Howard Schultz’s 6 Tips for Finding Business Investors

Howard Schultz, the former Starbucks CEO, will be the first to tell any small business owner that raising money is challenging. His advice? Find investors who share your values and who can be relied on when things get difficult. Here are some important tips to guide you through the process:

  1. 1. Research potential investors. Before you sign any deal with an investor, do as much due diligence on them as they will do on you. Research their investment history. Interview other entrepreneurs they’ve worked with. Once you take on money, your investor is part of your company. Be vigilant about knowing who will be working with you.
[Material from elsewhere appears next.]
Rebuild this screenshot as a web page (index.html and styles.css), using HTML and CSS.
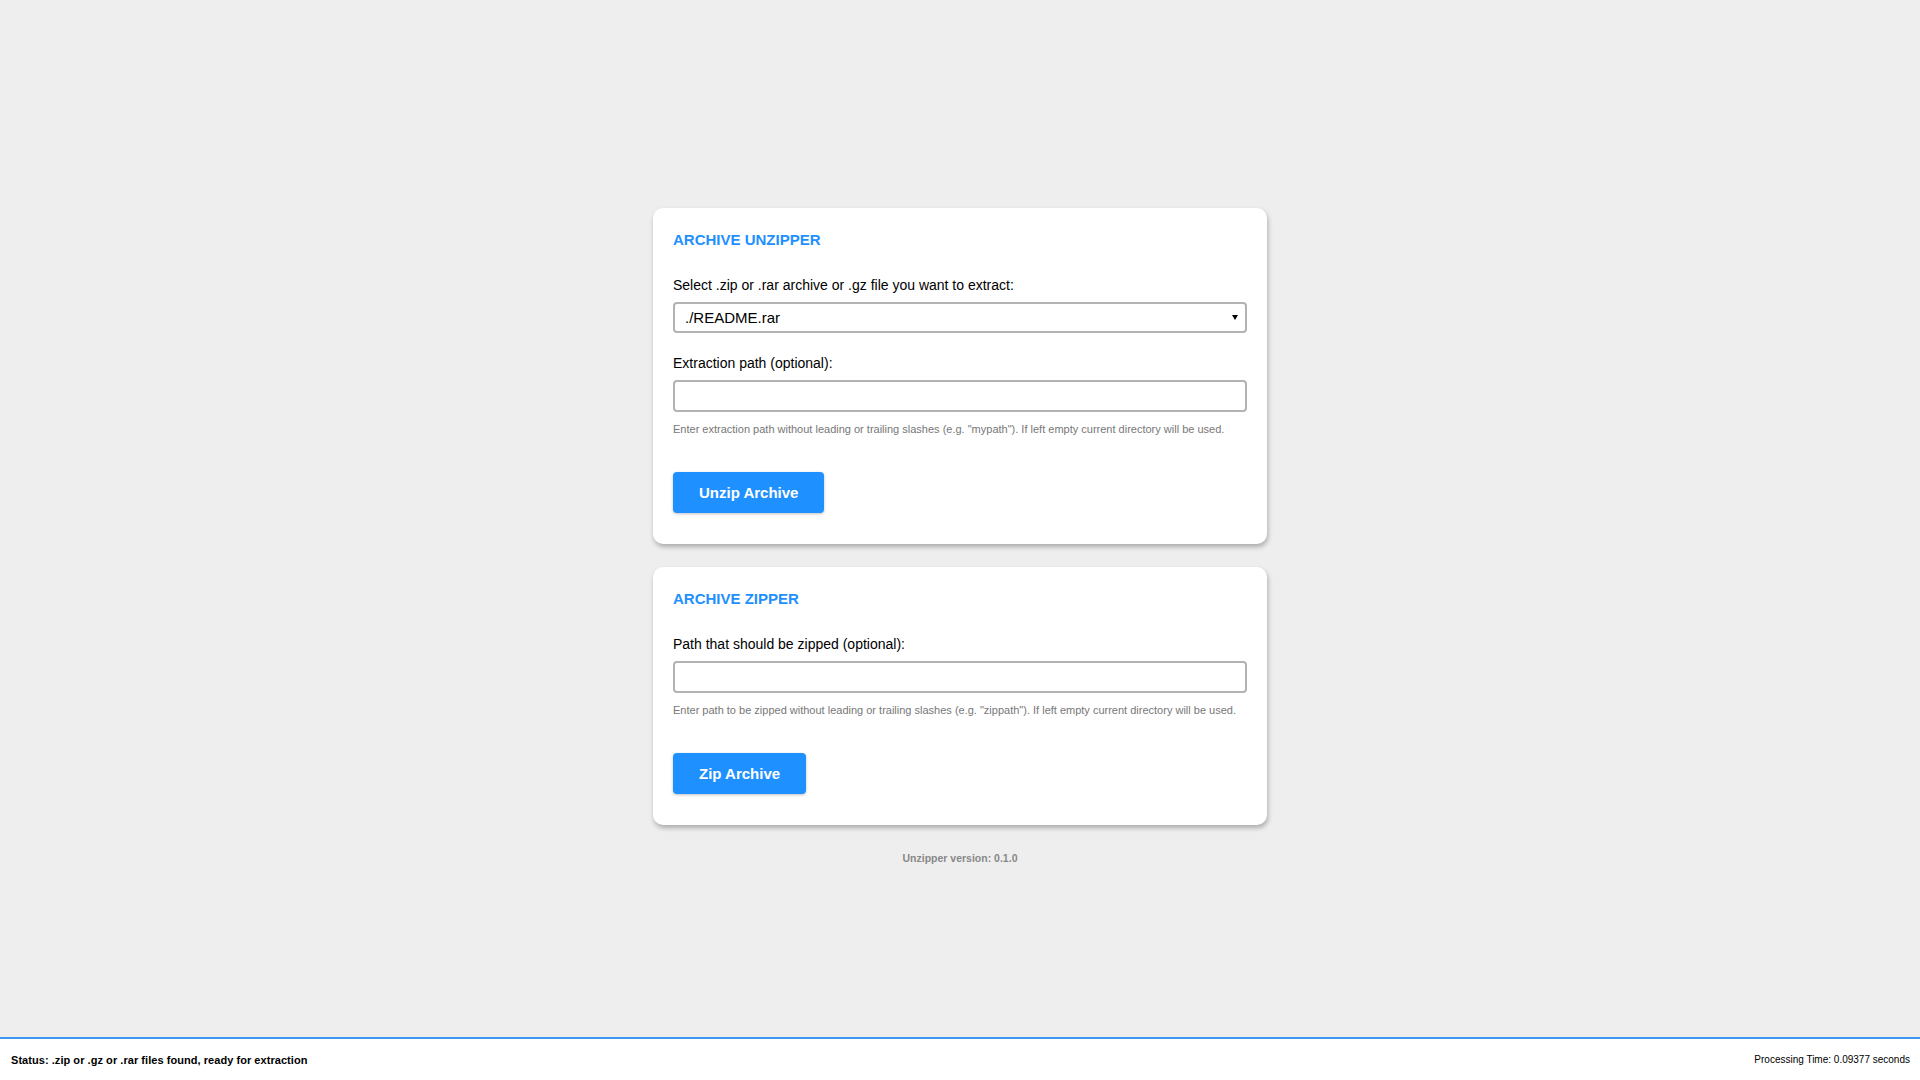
FILE: index.html
```html
<!DOCTYPE html>
<html lang="en">
<head>
    <meta charset="UTF-8">
    <meta name="viewport" content="width=device-width, initial-scale=1.0">
    <title>Unzipper</title>
    <link rel="stylesheet" href="styles.css">
</head>
<body>
    <main class="wrapper">
        <form class="card" action="#" method="post">
            <h2>Archive Unzipper</h2>
            <div class="field">
                <label for="zipfile">Select .zip or .rar archive or .gz file you want to extract:</label>
                <div class="select-wrap">
                    <select id="zipfile" name="zipfile">
                        <option value="./README.rar">./README.rar</option>
                    </select>
                </div>
            </div>
            <div class="field">
                <label for="extpath">Extraction path (optional):</label>
                <input type="text" id="extpath" name="extpath">
                <p class="info">Enter extraction path without leading or trailing slashes (e.g. "mypath"). If left empty current directory will be used.</p>
            </div>
            <button type="submit" class="btn">Unzip Archive</button>
        </form>

        <form class="card" action="#" method="post">
            <h2>Archive Zipper</h2>
            <div class="field">
                <label for="zippath">Path that should be zipped (optional):</label>
                <input type="text" id="zippath" name="zippath">
                <p class="info">Enter path to be zipped without leading or trailing slashes (e.g. "zippath"). If left empty current directory will be used.</p>
            </div>
            <button type="submit" class="btn">Zip Archive</button>
        </form>

        <p class="version">Unzipper version: 0.1.0</p>
    </main>

    <footer class="status">
        <span class="status-msg">Status: .zip or .gz or .rar files found, ready for extraction</span>
        <span class="status-time">Processing Time: 0.09377 seconds</span>
    </footer>
</body>
</html>
```

FILE: styles.css
```css
html, body {
    height: 100%;
}
body {
    margin: 0;
    font-family: "Liberation Sans", Arial, sans-serif;
    background-color: #eeeeee;
    color: #000;
    display: flex;
    flex-direction: column;
}
.wrapper {
    flex: 1;
    display: flex;
    flex-direction: column;
    align-items: center;
    padding-top: 208px;
}
.card {
    box-sizing: border-box;
    width: 614px;
    background: #fff;
    padding: 21px 20px 31px;
    border-radius: 10px;
    box-shadow: 1px 3px 5px rgba(0,0,0,0.28);
    margin-bottom: 23px;
}
.card h2 {
    margin: 2px 0 29px;
    font-size: 15px;
    line-height: 17px;
    font-weight: bold;
    text-transform: uppercase;
    color: #1e90ff;
}
.field {
    margin-bottom: 22px;
}
.field label {
    display: block;
    font-size: 14px;
    line-height: 16px;
    margin-bottom: 9px;
}
.select-wrap {
    position: relative;
}
.select-wrap::after {
    content: "";
    position: absolute;
    right: 9px;
    top: 13px;
    border-left: 3px solid transparent;
    border-right: 3px solid transparent;
    border-top: 5px solid #000;
    pointer-events: none;
}
select,
input[type="text"] {
    box-sizing: border-box;
    display: block;
    width: 100%;
    height: 32px;
    padding: 0 10px;
    font-family: inherit;
    font-size: 15px;
    color: #000;
    background: #fff;
    border: 2px solid #b3b3b3;
    border-radius: 4px;
    outline: none;
}
select {
    height: 31px;
    -webkit-appearance: none;
    appearance: none;
}
.info {
    margin: 11px 0 0;
    font-size: 11px;
    line-height: 13px;
    color: #777;
}
.field:last-of-type {
    margin-bottom: 36px;
}
.btn {
    height: 41px;
    padding: 0 26px;
    border: none;
    border-radius: 4px;
    background-color: #1e90ff;
    color: #fff;
    font-family: inherit;
    font-size: 15px;
    font-weight: bold;
    cursor: pointer;
    box-shadow: 0 1px 3px rgba(0,0,0,0.25);
}
.btn:hover {
    background-color: #1873cc;
}
.version {
    margin: 4px 0 0;
    font-size: 10.5px;
    line-height: 13px;
    font-weight: bold;
    color: #888;
}
.status {
    display: flex;
    justify-content: space-between;
    align-items: center;
    height: 41px;
    padding: 0 10px 0 11px;
    background: #fff;
    border-top: 2px solid #3d97f0;
}
.status-msg {
    font-size: 11px;
    font-weight: bold;
    letter-spacing: 0.05px;
}
.status-time {
    font-size: 10px;
}
```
  2. 2. Imagine the worst-case scenario. Set up hypothetical scenarios with your investor to establish how you both will act when things don’t go exactly as planned. Candidly discuss what you expect from each other in the event of a crisis.
  3. 3. Share your own story. Convey your personal story and your sense of character to your investor. Explain why you believe in the opportunity you’re presenting. Impress upon the investor why you are the right person to lead and why now is the right time for them to get involved.
  4. 4. Accept the increased pressure to deliver. In taking on investment capital, your responsibility becomes bigger than yourself. This responsibility trickles down to everyone in your company. Make sure that everyone involved, particularly your senior leadership team, understands they have a fiduciary responsibility to meet numbers and to provide the rate of return they promised to investors.
  5. 5. Ensure you stay in control. Give up as little equity as possible, and raise more money than you think you need. The best way to maintain control of your company is through consistent performance.
  6. 6. Exceed expectations. When it comes to meeting investor expectations, aim to under-promise and over-deliver. There’s nothing better than beating projections and nothing worse than having to go back and ask for more money.